### What you should do
Below are records to repeat exactly. Omit the pictures from the copy.
-*-*-
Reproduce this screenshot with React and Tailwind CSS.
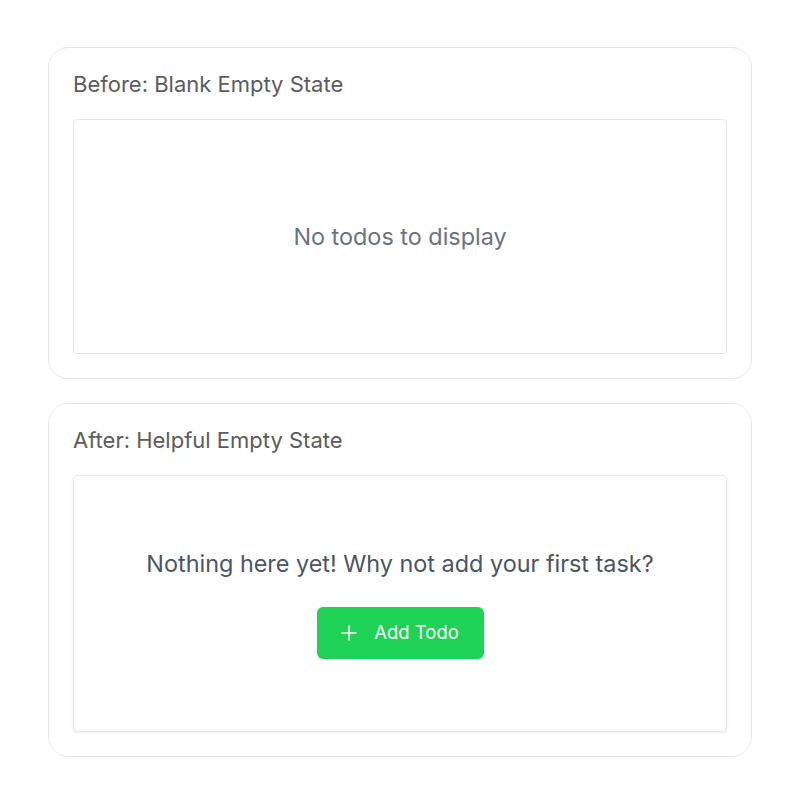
import React from 'react';

const Card = ({ title, children }) => (
    <div className="rounded-[20px] border border-[#e5e7eb] bg-white p-6">
        <h2 className="mb-[23px] text-[22px] leading-6 text-[#5c5c5c]">{title}</h2>
        {children}
    </div>
);

const App = () => {
    return (
        <div className="min-h-[805px] bg-white px-12 pt-[47px] font-['Inter',sans-serif]">
            <div className="flex flex-col gap-6">
                <Card title="Before: Blank Empty State">
                    <div className="flex h-[235px] items-center justify-center rounded border border-[#e5e7eb]">
                        <p className="text-[23.4px] text-[#6b7280]">No todos to display</p>
                    </div>
                </Card>
                <Card title="After: Helpful Empty State">
                    <div className="flex h-[257px] flex-col items-center justify-center rounded border border-[#e5e7eb] shadow-[0_1px_3px_rgba(0,0,0,0.08)]">
                        <p className="text-[23.4px] leading-8 text-[#4b5563]">
                            Nothing here yet! Why not add your first task?
                        </p>
                        <button className="mt-[27px] flex h-[52px] w-[167px] items-center justify-center gap-[17px] rounded-md bg-[#1ed256] text-[18.5px] text-white">
                            <svg width="16" height="16" viewBox="0 0 16 16" fill="none" stroke="currentColor" strokeWidth="1.6" strokeLinecap="round">
                                <path d="M8 1v14M1 8h14" />
                            </svg>
                            Add Todo
                        </button>
                    </div>
                </Card>
            </div>
        </div>
    );
};

export default App;
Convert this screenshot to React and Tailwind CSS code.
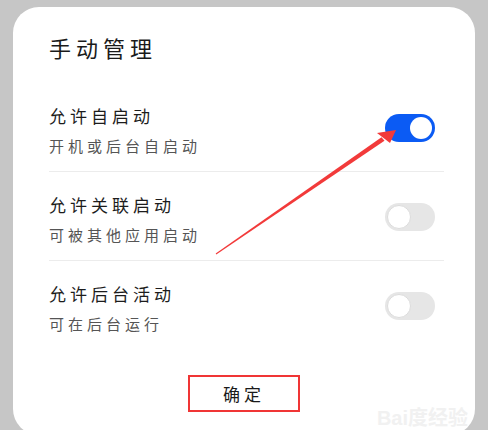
-*-*-
### Task solution
Reproduce this screenshot with React and Tailwind CSS.
import React from 'react';

const Card = ({ title, children }) => (
    <div className="rounded-[20px] border border-[#e5e7eb] bg-white p-6">
        <h2 className="mb-[23px] text-[22px] leading-6 text-[#5c5c5c]">{title}</h2>
        {children}
    </div>
);

const App = () => {
    return (
        <div className="min-h-[805px] bg-white px-12 pt-[47px] font-['Inter',sans-serif]">
            <div className="flex flex-col gap-6">
                <Card title="Before: Blank Empty State">
                    <div className="flex h-[235px] items-center justify-center rounded border border-[#e5e7eb]">
                        <p className="text-[23.4px] text-[#6b7280]">No todos to display</p>
                    </div>
                </Card>
                <Card title="After: Helpful Empty State">
                    <div className="flex h-[257px] flex-col items-center justify-center rounded border border-[#e5e7eb] shadow-[0_1px_3px_rgba(0,0,0,0.08)]">
                        <p className="text-[23.4px] leading-8 text-[#4b5563]">
                            Nothing here yet! Why not add your first task?
                        </p>
                        <button className="mt-[27px] flex h-[52px] w-[167px] items-center justify-center gap-[17px] rounded-md bg-[#1ed256] text-[18.5px] text-white">
                            <svg width="16" height="16" viewBox="0 0 16 16" fill="none" stroke="currentColor" strokeWidth="1.6" strokeLinecap="round">
                                <path d="M8 1v14M1 8h14" />
                            </svg>
                            Add Todo
                        </button>
                    </div>
                </Card>
            </div>
        </div>
    );
};

export default App;
Convert this screenshot to React and Tailwind CSS code.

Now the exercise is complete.